Burgess describes Semantic Spacetime as an idea in its infancy, with much work left to do, attracting a small amount of interest mainly from deep specialists. In a number of papers, he has developed applications of the idea mainly in the design of technology systems. In interviews he states that some documents, pertaining to technology, are proprietary and thus cannot be published or referenced.

Semantic Spacetime model and Promise Theory were references as an approach to multi-model database design and Resource Description Framework embedding for ArangoDB.

Limited papers on smart data pipelines and consistent propagation of information have been based on semantic spacetime and led to startups Aljabr and Dianemo to develop the respective technologies. It has also been the subject of much interest for understanding 5G telecommunications, especially in China.

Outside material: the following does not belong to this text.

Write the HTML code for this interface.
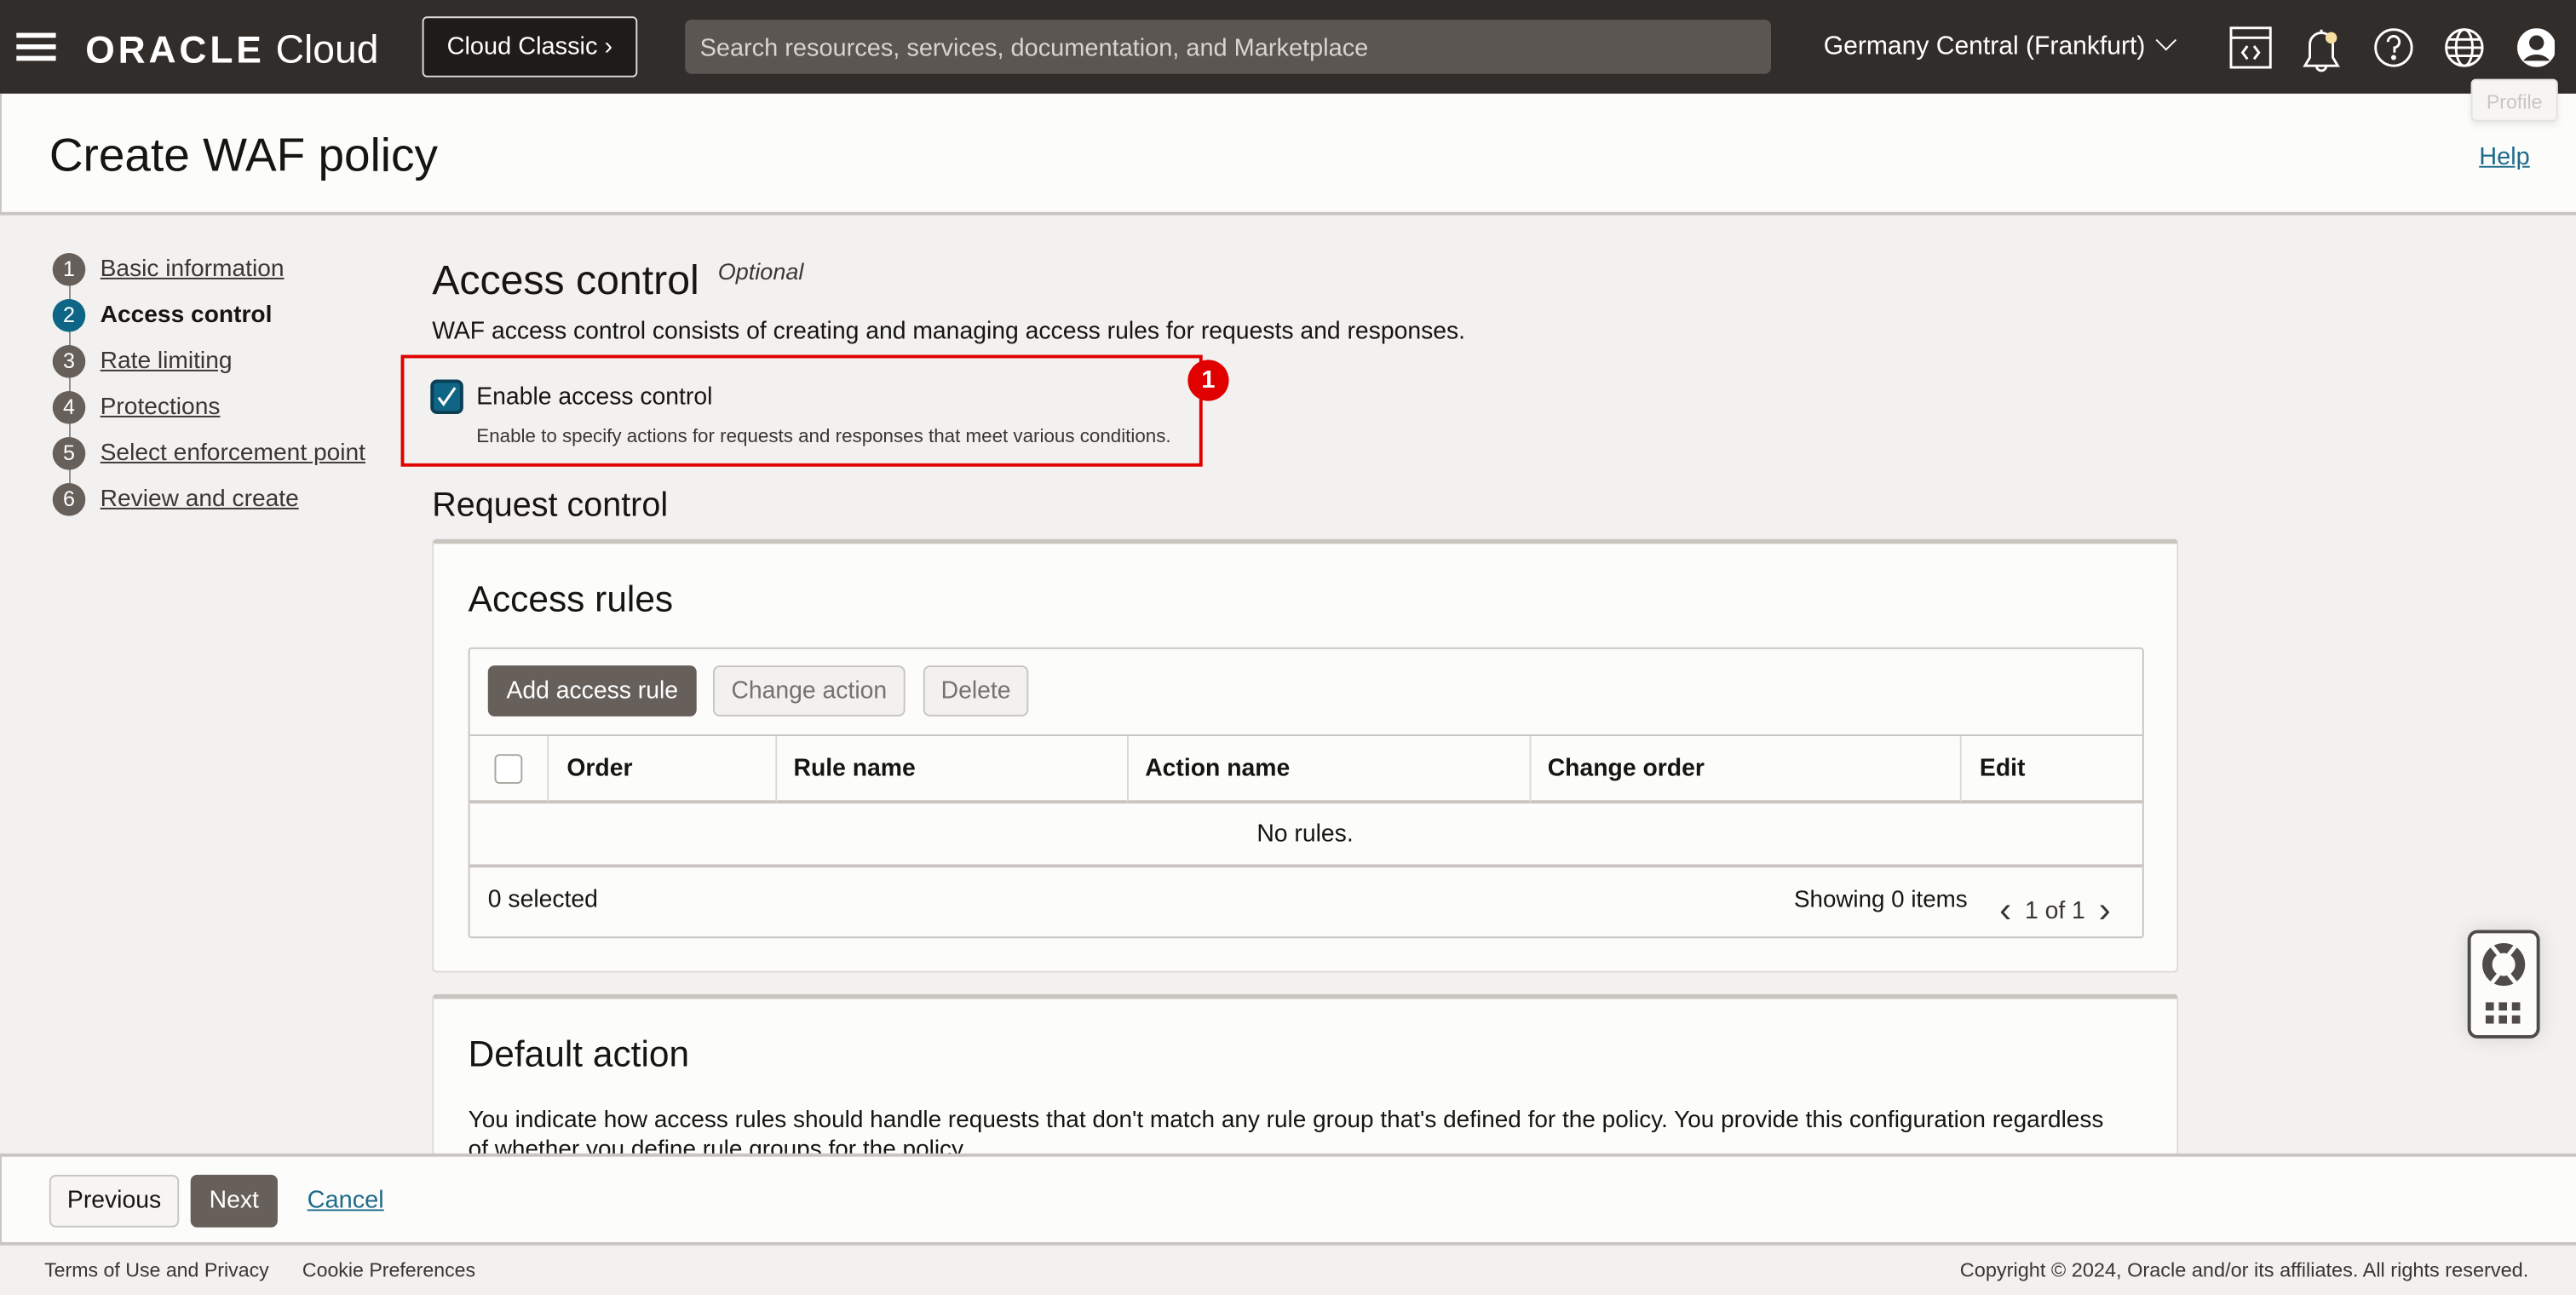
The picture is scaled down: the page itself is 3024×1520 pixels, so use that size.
<!DOCTYPE html>
<html><head><meta charset="utf-8"><style>
*{box-sizing:border-box;margin:0;padding:0}
html,body{width:3024px;height:1520px;overflow:hidden;background:#f2f1ef;font-family:"Liberation Sans",Arial,sans-serif;color:#161513}
#w{position:absolute;left:0;top:0;width:1568px;height:788px;transform:scale(1.92857);transform-origin:0 0;background:#f2f1ef}
.a{position:absolute;white-space:nowrap}
.hdr{left:0;top:0;width:1568px;height:57px;background:#312d2a}
.btn{position:absolute;border-radius:4px;font-size:14.7px;display:flex;align-items:center;justify-content:center}
.step{position:absolute;left:32px;width:20px;height:20px;border-radius:50%;background:#665f5a;color:#fff;font-size:13px;text-align:center;line-height:20px}
.sl{position:absolute;left:61px;font-size:14.6px;text-decoration:underline;color:#3a3632}
.th{position:absolute;top:460px;font-size:14.7px;font-weight:bold}
.vl{position:absolute;top:448px;width:1px;height:40px;background:#dcd9d5}
</style></head><body><div id="w">
<div class="a hdr"></div>
<div class="a" style="left:10px;top:20px;width:24px;height:3px;background:#fff;box-shadow:0 7px 0 #fff,0 14px 0 #fff"></div>
<div class="a" style="left:52px;top:17px;color:#fff;font-size:23px;font-weight:bold;letter-spacing:2px">ORACLE<span style="font-weight:normal;letter-spacing:0;font-size:24px"> Cloud</span></div>
<div class="a" style="left:257px;top:10px;width:131px;height:37px;border:1px solid #ddd;border-radius:3px;background:#1e1b19;color:#fff;font-size:15px;line-height:35px;padding-left:14px">Cloud Classic &#x203A;</div>
<div class="a" style="left:417px;top:12px;width:661px;height:33px;border-radius:4px;background:#5b5652;color:#d8d4d0;font-size:15px;line-height:35px;padding-left:9px">Search resources, services, documentation, and Marketplace</div>
<div class="a" style="left:1110px;top:20px;color:#fff;font-size:15.6px">Germany Central (Frankfurt) <span style="display:inline-block;width:9px;height:9px;border-right:1.5px solid #fff;border-bottom:1.5px solid #fff;transform:rotate(45deg);margin:0 4px 4px 4px"></span></div>
<svg class="a" style="left:1355px;top:14px" width="200" height="32" viewBox="0 0 200 32" fill="none" stroke="#fff" stroke-width="1.5">
<rect x="3" y="3" width="24" height="24"/><line x1="3" y1="9" x2="27" y2="9"/><path d="M13 14l-3 4 3 4M17 14l3 4-3 4"/>
<path d="M48 26h20l-3-5v-8a7 7 0 0 0-14 0v8z M55 26a3 3 0 0 0 6 0 M58 6v-2"/><circle cx="64" cy="9" r="3.5" fill="#f6dfa0" stroke="none"/>
<circle cx="102" cy="15" r="11"/><path d="M98.5 11.5a3.5 3.5 0 1 1 4 3.5v3" /><circle cx="102" cy="21" r=".8" fill="#fff"/>
<circle cx="145" cy="15" r="11"/><ellipse cx="145" cy="15" rx="5" ry="11"/><path d="M134 15h22M135.5 10h19M135.5 20h19"/>
<circle cx="189" cy="15" r="11" fill="#fff"/><circle cx="189" cy="12" r="4.5" fill="#312d2a" stroke="none"/><path d="M181 23a9 7 0 0 1 16 0" fill="#312d2a" stroke="none"/></svg>
<div class="a" style="left:0;top:57px;width:1568px;height:74px;background:#fcfcfb;border-bottom:2px solid #c9c5c0;border-left:1px solid #c9c5c0"></div>
<div class="a" style="left:1504px;top:48px;width:53px;height:26px;border:1px solid #e5e2de;border-radius:3px;background:#f6f5f3;color:#c9c6c2;font-size:12px;line-height:26px;text-align:center;box-shadow:0 2px 4px rgba(0,0,0,.08)">Profile</div>
<div class="a" style="left:30px;top:79px;font-size:28.5px">Create WAF policy</div>
<div class="a" style="left:1509px;top:87px;font-size:15px;color:#1e6c8c;text-decoration:underline">Help</div>
<div class="a" style="left:41.5px;top:164px;width:1px;height:140px;background:#8f8a86"></div>
<div class="step" style="top:154px">1</div><div class="sl" style="top:156px">Basic information</div>
<div class="step" style="top:182px;background:#0e6585">2</div><div class="sl" style="top:184px;text-decoration:none;font-weight:bold;color:#161513">Access control</div>
<div class="step" style="top:210px">3</div><div class="sl" style="top:212px">Rate limiting</div>
<div class="step" style="top:238px">4</div><div class="sl" style="top:240px">Protections</div>
<div class="step" style="top:266px">5</div><div class="sl" style="top:268px">Select enforcement point</div>
<div class="step" style="top:294px">6</div><div class="sl" style="top:296px">Review and create</div>
<div class="a" style="left:263px;top:157px;font-size:25px">Access control</div>
<div class="a" style="left:437px;top:157px;font-size:14px;font-style:italic;color:#3a3632">Optional</div>
<div class="a" style="left:263px;top:194px;font-size:14.7px">WAF access control consists of creating and managing access rules for requests and responses.</div>
<div class="a" style="left:244px;top:216px;width:488px;height:68px;border:2.5px solid #e00000"></div>
<div class="a" style="left:262px;top:231px;width:20px;height:21px;border-radius:4px;background:#0e6585;border:2px solid #0b3f55"><svg width="16" height="17" viewBox="0 0 16 17"><path d="M3 9l3 4 7-10" fill="none" stroke="#fff" stroke-width="1.6"/></svg></div>
<div class="a" style="left:290px;top:234px;font-size:14.7px">Enable access control</div>
<div class="a" style="left:290px;top:259px;font-size:11.6px;color:#3a3632">Enable to specify actions for requests and responses that meet various conditions.</div>
<div class="a" style="left:723px;top:219px;width:25px;height:25px;border-radius:50%;background:#e00000;color:#fff;font-size:15px;font-weight:bold;text-align:center;line-height:25px">1</div>
<div class="a" style="left:263px;top:296px;font-size:20.5px">Request control</div>
<div class="a" style="left:263px;top:328px;width:1063px;height:264px;background:#fcfcfb;border:1px solid #dcd9d5;border-top:3px solid #c9c5c0;border-radius:3px"></div>
<div class="a" style="left:285px;top:352px;font-size:22px">Access rules</div>
<div class="a" style="left:285px;top:394px;width:1020px;height:177px;border:1px solid #c9c5c0;border-radius:2px;background:#fcfcfb"></div>
<div class="btn" style="left:297px;top:405px;width:127px;height:31px;background:#665f5a;color:#fff">Add access rule</div>
<div class="btn" style="left:434px;top:405px;width:117px;height:31px;background:#f2f1ef;border:1px solid #c9c5c0;color:#76716c">Change action</div>
<div class="btn" style="left:562px;top:405px;width:64px;height:31px;background:#f2f1ef;border:1px solid #c9c5c0;color:#76716c">Delete</div>
<div class="a" style="left:286px;top:447px;width:1018px;height:1px;background:#c9c5c0"></div>
<div class="a" style="left:286px;top:487px;width:1018px;height:1.5px;background:#c9c5c0"></div>
<div class="a" style="left:286px;top:526px;width:1018px;height:1.5px;background:#c9c5c0"></div>
<div class="vl" style="left:333px"></div><div class="vl" style="left:472px"></div><div class="vl" style="left:686px"></div><div class="vl" style="left:931px"></div><div class="vl" style="left:1193px"></div>
<div class="a" style="left:301px;top:459px;width:17px;height:18px;border:1px solid #a9a5a0;border-radius:3px;background:#fff"></div>
<div class="th" style="left:345px">Order</div><div class="th" style="left:483px">Rule name</div><div class="th" style="left:697px">Action name</div><div class="th" style="left:942px">Change order</div><div class="th" style="left:1205px">Edit</div>
<div class="a" style="left:765px;top:500px;font-size:14.7px">No rules.</div>
<div class="a" style="left:297px;top:540px;font-size:14.7px">0 selected</div>
<div class="a" style="left:1092px;top:540px;font-size:14.4px">Showing 0 items</div>
<div class="a" style="left:1217px;top:539px;font-size:14.7px;color:#3a3632"><span style="font-size:22px;position:relative;top:2px">&#x2039;</span>&nbsp;&nbsp;1 of 1&nbsp;&nbsp;<span style="font-size:22px;position:relative;top:2px">&#x203A;</span></div>
<div class="a" style="left:263px;top:605px;width:1063px;height:110px;background:#fcfcfb;border:1px solid #dcd9d5;border-top:3px solid #c9c5c0;border-radius:3px"></div>
<div class="a" style="left:285px;top:629px;font-size:22px">Default action</div>
<div class="a" style="left:285px;top:673px;font-size:14.5px;line-height:18px">You indicate how access rules should handle requests that don't match any rule group that's defined for the policy. You provide this configuration regardless<br>of whether you define rule groups for the policy.</div>
<div class="a" style="left:1502px;top:566px;width:44px;height:66px;border:2.5px solid #4f4b48;border-radius:6px;background:#fcfcfb;box-shadow:0 0 12px rgba(0,0,0,.12)"><svg width="40" height="62" viewBox="0 0 40 62"><circle cx="20" cy="19" r="13" fill="#4f4b48"/><circle cx="20" cy="19" r="7" fill="#fcfcfb"/><path d="M13 8l4 5M27 8l-4 5M13 30l4-5M27 30l-4-5" stroke="#fcfcfb" stroke-width="2.5"/><g fill="#4f4b48"><rect x="9" y="42" width="5" height="5"/><rect x="17" y="42" width="5" height="5"/><rect x="25" y="42" width="5" height="5"/><rect x="9" y="50" width="5" height="5"/><rect x="17" y="50" width="5" height="5"/><rect x="25" y="50" width="5" height="5"/></g></svg></div>
<div class="a" style="left:0;top:702px;width:1568px;height:56px;background:#fcfcfb;border-top:2px solid #c9c5c0;border-bottom:2px solid #c9c5c0;border-left:1px solid #c9c5c0"></div>
<div class="btn" style="left:30px;top:715px;width:79px;height:32px;background:#f6f5f3;border:1px solid #c9c5c0">Previous</div>
<div class="btn" style="left:116px;top:715px;width:53px;height:32px;background:#665f5a;color:#fff">Next</div>
<div class="a" style="left:187px;top:722px;font-size:15px;color:#1e6c8c;text-decoration:underline">Cancel</div>
<div class="a" style="left:0;top:758px;width:1568px;height:30px;background:#f2f1ef"></div>
<div class="a" style="left:27px;top:766px;font-size:12px;color:#3a3632">Terms of Use and Privacy</div>
<div class="a" style="left:184px;top:766px;font-size:12px;color:#3a3632">Cookie Preferences</div>
<div class="a" style="left:1193px;top:766px;font-size:12.2px;color:#3a3632">Copyright © 2024, Oracle and/or its affiliates. All rights reserved.</div>
</div></body></html>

Applications of the model to neuroscience and machine learning were recognized by an invitation to a special closed event salon in October 2022 by the Kavli Foundation (United States).

== Virtual Motion and Sociophysics ==

Semantic Spacetime identifies three ways in which motion can be understood for a graph. These are called Motion of the First, Second, and Third kinds. Burgess writes that `The semantics of ordinary space and time are diverse in interpretation. For space, we think of distance, trajectory, adjacency (topology), neighbourhood, continuity, direction, etc. For time, we have clock time, duration, time of day, partial ordering, etc.’. Semantic spacetime unifies these in promise theoretic (and thus graph theoretic) language.

The notion of Semantic Spacetime allows phenomena in Cloud computing to be viewed as a form of virtual physics, in which processes and properties (such as data records) can move around from host to host as moving promises. A description of this in terms of Promise Theory and Semantic Spacetime has been developed in a series of papers called Motion of the Third Kind. Burgess has claimed that we should expect to "rediscover physics again in the cloud".

Trust is the underlying measure of promise keeping in Promise Theory. Semantic Spacetime has also been used as an agent-based model for sociophysics in which trust plays a role similar to that of energy in ordinary mechanics.

== Tutorial series ==

A tutorial series with programming examples was published under the name "Semantic Spacetime and Data Analytics". A video documentary called Bigger, Faster, Smarter was also produced.